• [What the exercise asks] Below is a block of records. Copy every line in it that contains the word "styles".

Dataset items
════════
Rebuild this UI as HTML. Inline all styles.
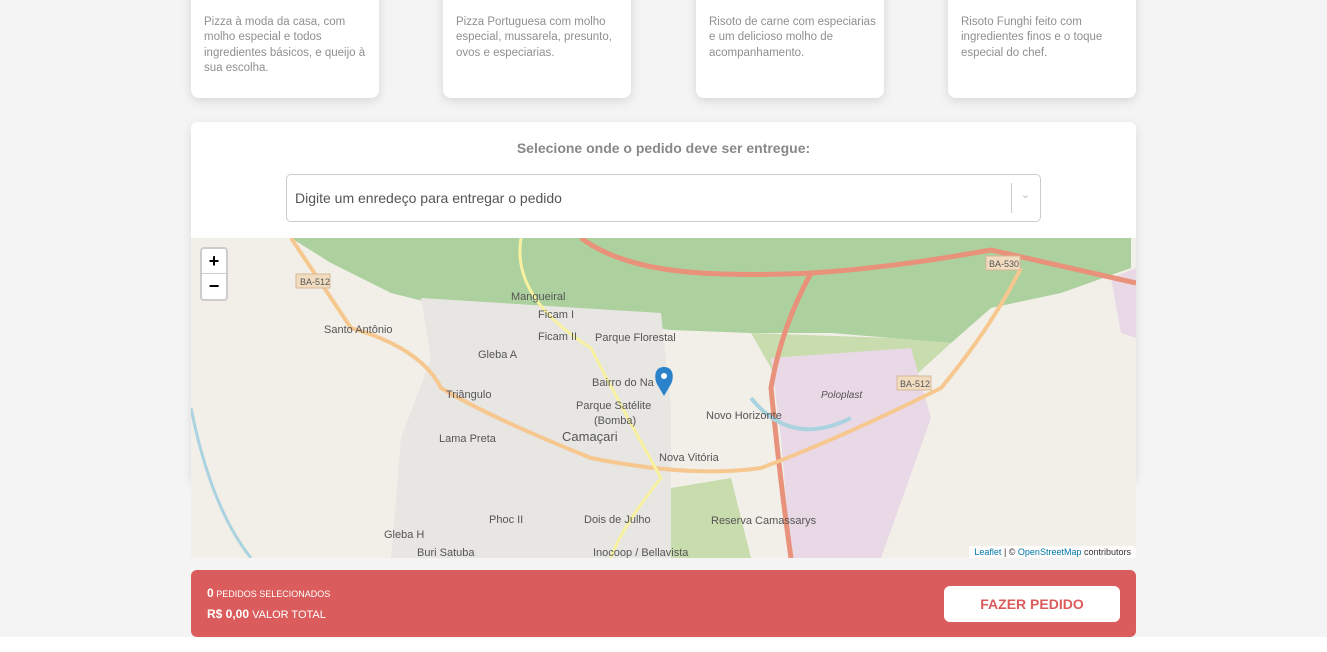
<!DOCTYPE html>
<html><head><meta charset="utf-8"><style>
body{margin:0;width:1327px;height:652px;background:#fff;font-family:"Liberation Sans",sans-serif;overflow:hidden;position:relative}
.bg{position:absolute;left:0;top:0;width:1327px;height:637px;background:#f4f4f4}
.card{position:absolute;top:-20px;width:188px;height:118px;background:#fff;border-radius:8px;box-shadow:0 3px 10px rgba(0,0,0,.12)}
.card p{margin:0;position:absolute;left:13px;top:35px;width:172px;font-size:11.5px;line-height:15.3px;color:#8f8f8f}
.sel{position:absolute;left:191px;top:122px;width:945px;height:360px;background:#fff;border-radius:6px;box-shadow:0 3px 10px rgba(0,0,0,.1)}
.sel h3{margin:0;position:absolute;top:18px;width:100%;text-align:center;font-size:14px;color:#888;font-weight:bold}
.inp{position:absolute;left:95px;top:52px;width:753px;height:46px;border:1px solid #ccc;border-radius:5px;font-size:14px;color:#555}
.inp span{position:absolute;left:8px;top:15px}
.inp i{position:absolute;right:28px;top:8px;height:30px;border-left:1px solid #ccc}
.inp b{position:absolute;right:10px;top:13px;color:#bbb;font-weight:normal;font-size:11px}
.map{position:absolute;left:191px;top:238px;width:945px;height:320px;background:#f2efe9;overflow:hidden}
.zoom{position:absolute;left:9px;top:9px;width:24px;height:50px;background:#fff;border:2px solid rgba(0,0,0,.2);border-radius:4px;font-size:18px;font-weight:bold;text-align:center;line-height:24px}
.attr{position:absolute;right:0;bottom:0;background:rgba(255,255,255,.8);font-size:9px;padding:1px 5px;color:#333}
.attr a{color:#0078a8}
.bar{position:absolute;left:191px;top:570px;width:945px;height:67px;background:#db5c5c;border-radius:6px;color:#fff}
.btn{position:absolute;left:753px;top:16px;width:176px;height:36px;background:#fff;border-radius:6px;color:#db5c5c;font-weight:bold;font-size:14px;text-align:center;line-height:36px}
</style></head><body>
<div class="bg"></div>
<div class="card" style="left:191px"><p>Pizza à moda da casa, com molho especial e todos ingredientes básicos, e queijo à sua escolha.</p></div>
<div class="card" style="left:443px"><p>Pizza Portuguesa com molho especial, mussarela, presunto, ovos e especiarias.</p></div>
<div class="card" style="left:696px"><p>Risoto de carne com especiarias e um delicioso molho de acompanhamento.</p></div>
<div class="card" style="left:948px"><p>Risoto Funghi feito com ingredientes finos e o toque especial do chef.</p></div>
<div class="sel"><h3>Selecione onde o pedido deve ser entregue:</h3>
<div class="inp"><span>Digite um enredeço para entregar o pedido</span><i></i><b>&#8964;</b></div></div>
<div class="map">
<svg width="945" height="320" style="position:absolute;left:0;top:0">
<polygon points="100,0 940,0 940,30 870,55 800,70 760,105 700,100 640,95 560,95 480,92 400,82 330,78 260,70 200,55 140,25" fill="#add19e"/>
<polygon points="560,95 700,100 760,105 700,160 600,170 580,130" fill="#c8dcae"/>
<polygon points="230,60 470,75 480,170 480,320 200,320 210,200 240,120" fill="#e8e6e3"/>
<polygon points="580,120 720,110 740,180 690,320 600,320 590,200" fill="#e9d8e6"/>
<polygon points="920,40 945,30 945,100 930,95" fill="#e9d8e6"/>
<polygon points="480,250 540,240 560,320 480,320" fill="#c8dcae"/>
<path d="M390,0 Q430,30 510,35 Q560,38 620,35 Q700,30 800,12 L945,45" stroke="#e8927c" stroke-width="5" fill="none"/>
<path d="M620,35 Q590,90 580,150 Q590,250 600,320" stroke="#e8927c" stroke-width="5" fill="none"/>
<path d="M100,0 Q140,60 160,90 Q230,110 250,150 Q300,180 400,220 Q500,240 570,230 Q650,200 750,150 Q800,90 830,30" stroke="#f6c78f" stroke-width="4" fill="none"/>
<path d="M330,0 Q320,60 400,110 Q420,150 470,240 Q430,290 420,320" stroke="#f7f1a0" stroke-width="3" fill="none"/>
<path d="M0,170 Q20,270 60,320" stroke="#aad3df" stroke-width="3" fill="none"/>
<path d="M560,160 Q600,210 660,180" stroke="#aad3df" stroke-width="4" fill="none"/>
<g font-size="11" fill="#555" font-family="Liberation Sans">
<text x="133" y="95">Santo Antônio</text><text x="320" y="62">Mangueiral</text><text x="347" y="80">Ficam I</text><text x="347" y="102">Ficam II</text><text x="404" y="103">Parque Florestal</text><text x="287" y="120">Gleba A</text><text x="401" y="148">Bairro do Na</text><text x="255" y="160">Triângulo</text><text x="385" y="171">Parque Satélite</text><text x="403" y="186">(Bomba)</text><text x="515" y="181">Novo Horizonte</text><text x="248" y="204">Lama Preta</text><text x="371" y="203" font-size="13">Camaçari</text><text x="468" y="223">Nova Vitória</text><text x="298" y="285">Phoc II</text><text x="393" y="285">Dois de Julho</text><text x="520" y="286">Reserva Camassarys</text><text x="193" y="300">Gleba H</text><text x="226" y="318">Buri Satuba</text><text x="402" y="318">Inocoop / Bellavista</text><text x="630" y="160" font-style="italic" font-size="10">Poloplast</text>
</g>
<rect x="105" y="36" width="34" height="14" fill="#f1dcc0" stroke="#d7b89a"/><text x="109" y="47" font-size="9" fill="#555">BA-512</text>
<rect x="795" y="18" width="34" height="14" fill="#f1dcc0" stroke="#d7b89a"/><text x="798" y="29" font-size="9" fill="#555">BA-530</text>
<rect x="706" y="138" width="34" height="14" fill="#f1dcc0" stroke="#d7b89a"/><text x="709" y="149" font-size="9" fill="#555">BA-512</text>
<path d="M473,129 C463,129 463,140 466,146 L473,158 L480,146 C483,140 483,129 473,129Z" fill="#2a82cb"/><circle cx="473" cy="138" r="3" fill="#fff"/>
</svg>
<div class="zoom">+<br><span style="border-top:1px solid #ccc;display:block">−</span></div>
<div class="attr"><a>Leaflet</a> | © <a>OpenStreetMap</a> contributors</div>
</div>
<div class="bar">
<div style="position:absolute;left:16px;top:16px;font-size:9px"><b style="font-size:12px">0</b> PEDIDOS SELECIONADOS</div>
<div style="position:absolute;left:16px;top:37px;font-size:11px"><b style="font-size:12px">R$ 0,00</b> VALOR TOTAL</div>
<div class="btn">FAZER PEDIDO</div></div>
</body></html>
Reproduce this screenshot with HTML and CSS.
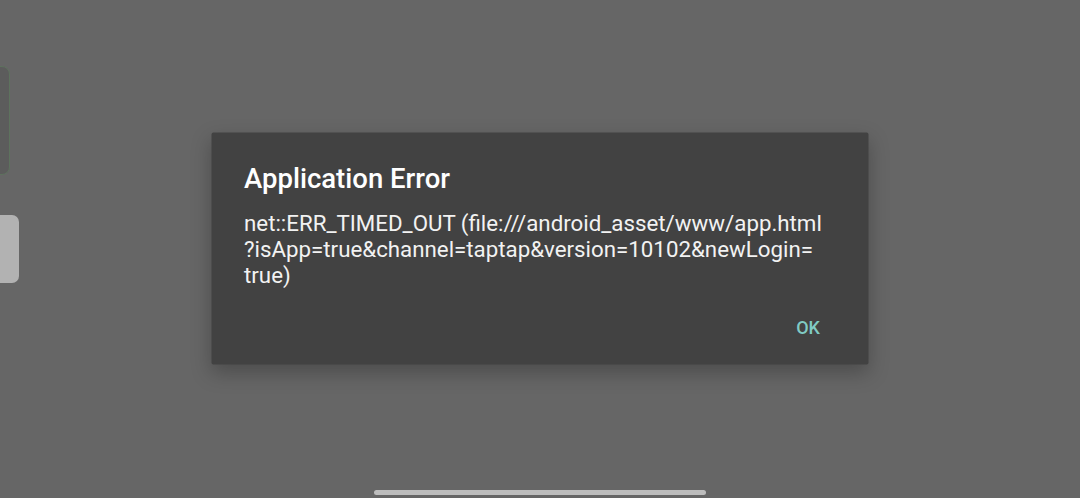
FILE: index.html
```html
<!DOCTYPE html>
<html lang="en">
<head>
    <meta charset="UTF-8">
    <title>Application Error</title>
    <link rel="stylesheet" href="styles.css">
</head>
<body>
    <!-- app content behind the scrim -->
    <div class="side-card"></div>
    <div class="side-tab"></div>

    <div class="scrim">
        <div class="dialog">
            <h1 class="dialog-title">Application Error</h1>
            <p class="dialog-message">net::ERR_TIMED_OUT (file:///android_asset/www/app.html<br>?isApp=true&amp;channel=taptap&amp;version=10102&amp;newLogin=<br>true)</p>
            <div class="dialog-actions">
                <button class="dialog-button">OK</button>
            </div>
        </div>
    </div>

    <div class="gesture-bar"></div>
</body>
</html>
```

FILE: styles.css
```css
body {
    margin: 0;
    height: 100vh;
    overflow: hidden;
    background: #666666;
    font-family: Roboto, 'Noto Sans', sans-serif;
}
.side-card {
    position: absolute;
    left: -10px;
    top: 66px;
    width: 18px;
    height: 107px;
    border: 1px solid #5e725e;
    border-radius: 8px;
    background: #5c5c5c;
}
.side-tab {
    position: absolute;
    left: -10px;
    top: 215px;
    width: 29px;
    height: 68px;
    border-radius: 7px;
    background: #b2b2b2;
}
.scrim {
    height: 100%;
    display: flex;
    justify-content: center;
    align-items: center;
}
.dialog {
    width: 657px;
    height: 232px;
    box-sizing: border-box;
    padding: 30px 34px 0 33px;
    background: #424242;
    border-radius: 2px;
    box-shadow: 0 8px 20px rgba(0, 0, 0, 0.25);
    display: flex;
    flex-direction: column;
    transform: translate(-0.5px, -0.5px);
}
.dialog-title {
    margin: 0;
    font-size: 27.5px;
    font-weight: 500;
    line-height: 31px;
    color: #ffffff;
}
.dialog-message {
    margin: 16px 0 0 0;
    font-size: 22.3px;
    line-height: 26px;
    color: #f2f2f2;
}
.dialog-actions {
    display: flex;
    justify-content: flex-end;
    margin-top: 24px;
}
.dialog-button {
    background: none;
    border: none;
    padding: 6px 13px;
    font-family: Roboto, 'Noto Sans', sans-serif;
    font-size: 18px;
    font-weight: 500;
    line-height: 20px;
    color: #80cbc4;
    margin-right: 1px;
}
.gesture-bar {
    position: absolute;
    left: 374px;
    top: 490px;
    width: 332px;
    height: 5px;
    border-radius: 3px;
    background: #bdbdbd;
}
```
════════
• [Complete answer]
Rebuild this UI as HTML. Inline all styles.
    <link rel="stylesheet" href="styles.css">
FILE: styles.css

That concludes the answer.